Adana BTÜ Rektörü Adem Ersoy ise BTÜ’nün diğer üniversitelerden farkının dinamizm olduğunu ifade ederek Adem Ersoy, üniversitedeki öğretim görevlilerinin 2 unsurdan sağlandığını, bunların bir kısmının yurt dışı ihtisaslı, diğer kısmının ise sanayi alanından oluştuğunu belirtti. Ersoy, protokolün devamındaki projelerini şöyle anlattı:

"Bu protokol kapsamının devamı kağıt üzerinde kalmayacak. 2-3 hafta gibi çok yakın bir süreç içerisinde biz Adana Çimentoya gideceğiz ve orada seminer, çalıştay düzenleyip orada beyin fırtınası yapacağız. Adana Çimento’nun sorunları varsa, belirleyip ya bu sorunların kökten çözüleceği bir proje ya da iyileştirici projeler oluşturacağız. Detayları şekillenecek, komisyonlar kurulacak. Aynı zamanda eğitim ve öğrenci stajlarımız çok önemli. Adana’nın içinde Avrupai bir kurum var. Tüm mühendislik dallarında staj yapılıyor. İnşallah güzel işler yapacağız."

DÜNYADA ÜNİVERSİTE-SANAYİ İŞBİRLİĞİ SANAYİ DEVRİMİYLE BAŞLADI

Adem Ersoy, dünyada üniversite-sanayi işbirliğinin sanayi devrimiyle başladığını ancak Türkiye’de sloganda kaldığını vurguladı. İngiltere’de çalıştığı projelerin bütçelerinin Türkiye’deki birçok üniversitenin bütçesinden fazla olduğunu belirten Ersoy, üniversitelere büyük sorumluluk düştüğünün altını çizdi. Üniversitelerin görevi yerine getiremediğini dile getiren Ersoy, "Ayrı bir cumhuriyet gibi her şeyi ayrı, şehirden kopuk, yönünü sadece kampüse döndürmüş, genelde üniversitelerimiz bu şekilde. Yani son 15-20 yıldır bir atak var, umarım bu atak bir ivmeyle gelişim kazanır" diye konuştu.

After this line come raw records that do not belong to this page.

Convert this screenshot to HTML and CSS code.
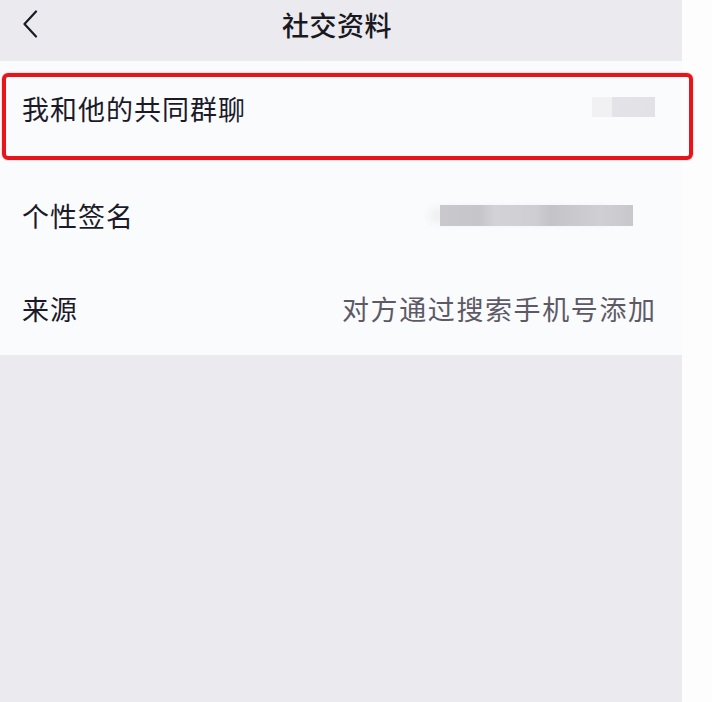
FILE: index.html
```html
<!DOCTYPE html>
<html lang="zh-CN">
<head>
<meta charset="utf-8">
<title>社交资料</title>
<link rel="stylesheet" href="styles.css">
</head>
<body>
<div class="screen">
  <div class="phone">
    <header class="nav">
      <svg class="back" width="16" height="28" viewBox="0 0 16 28" fill="none"><path d="M14 1.5 L2.5 14 L14 26.5" stroke="#1b1b24" stroke-width="2.2" stroke-linecap="round" stroke-linejoin="round"/></svg>
      <h1 class="title">社交资料</h1>
    </header>
    <section class="list">
      <div class="row row-first">
        <span class="label">我和他的共同群聊</span>
        <span class="blur blur-small"></span>
      </div>
      <div class="row">
        <span class="label">个性签名</span>
        <span class="blur blur-wide"></span>
      </div>
      <div class="row">
        <span class="label">来源</span>
        <span class="value">对方通过搜索手机号添加</span>
      </div>
    </section>
    <div class="filler"></div>
  </div>
  <div class="strip"></div>
  <div class="highlight"></div>
</div>
</body>
</html>
```

FILE: styles.css
```css
html, body {
  margin: 0;
  padding: 0;
  background: #fdfdfe;
}

body {
  font-family: "Noto Sans CJK SC", "Noto Sans", sans-serif;
  color: #1c1a28;
}

.screen {
  position: relative;
  display: flex;
  width: 712px;
  height: 702px;
  overflow: hidden;
}

.phone {
  width: 682px;
  display: flex;
  flex-direction: column;
}

.strip {
  flex: 1;
  background: #fdfdfe;
}

.nav {
  height: 61px;
  box-sizing: border-box;
  background: #ebebef;
  display: grid;
  grid-template-columns: 1fr auto 1fr;
  align-items: center;
  padding: 0 0 13px 22px;
}

.back {
  display: block;
}

.title {
  margin: 0 0 0 -30px;
  font-size: 27px;
  font-weight: 500;
  letter-spacing: 0.5px;
  line-height: 1;
  color: #1a1820;
}

.list {
  background: #fafbfd;
  display: flex;
  flex-direction: column;
}

.row {
  height: 93px;
  display: flex;
  align-items: center;
  justify-content: space-between;
  padding: 0 27px 0 22px;
}

.row-first {
  height: 108px;
  align-items: flex-start;
  padding-top: 32px;
  box-sizing: border-box;
}

.label {
  font-size: 27px;
  letter-spacing: 1px;
  line-height: 32px;
  color: #1c1a28;
}

.value {
  font-size: 27px;
  letter-spacing: 1.6px;
  margin-right: -1.6px;
  line-height: 32px;
  color: #5d5a66;
}

.blur {
  display: block;
}

.blur-small {
  width: 63px;
  height: 20px;
  margin-top: 4px;
  background: linear-gradient(90deg, #f1f1f3 0, #f1f1f3 20px, #e4e4e8 20px, #e2e2e6 100%);
}

.blur-wide {
  width: 193px;
  height: 21px;
  margin-right: 22px;
  background: linear-gradient(90deg, #c9c9cd 0, #c6c6ca 40px, #d3d3d7 55px, #cfcfd3 95px, #c4c4c8 110px, #cbcbcf 140px, #d0d0d4 160px, #c8c8cc 100%);
  box-shadow: -14px 0 10px -4px #eeeef1;
}

.filler {
  flex: 1;
  background: #ebebef;
}

.highlight {
  position: absolute;
  left: 2px;
  top: 73px;
  width: 683px;
  height: 79px;
  border: 4px solid #e6141b;
  border-radius: 6px;
  box-shadow: 0 0 2px rgba(230, 20, 27, 0.4);
}
```
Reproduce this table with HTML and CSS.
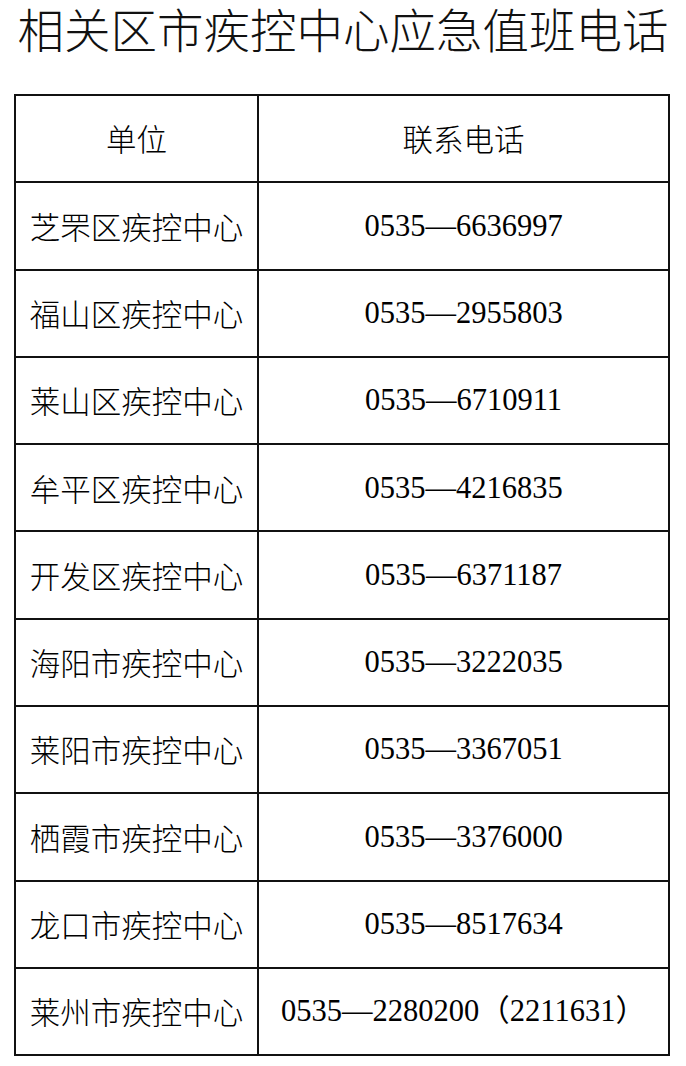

Oyak Adana Çimento A.Ş’nin 5.2 milyon ton gri çimento ve 350 bin ton beyaz çimento üretimiyle önemli bir şirket olduğunu söyleyen Adem Ersoy, Adana Çimento, sadece üretim kapasitesiyle değil, aynı zamanda kalite, çevre, iş sağlığı ve güvenliği, uluslararası enerji yönetim sistemlerine entegre bir yönetim sistemi oluşturmuş. Her kurumda yok bu" diye konuştu.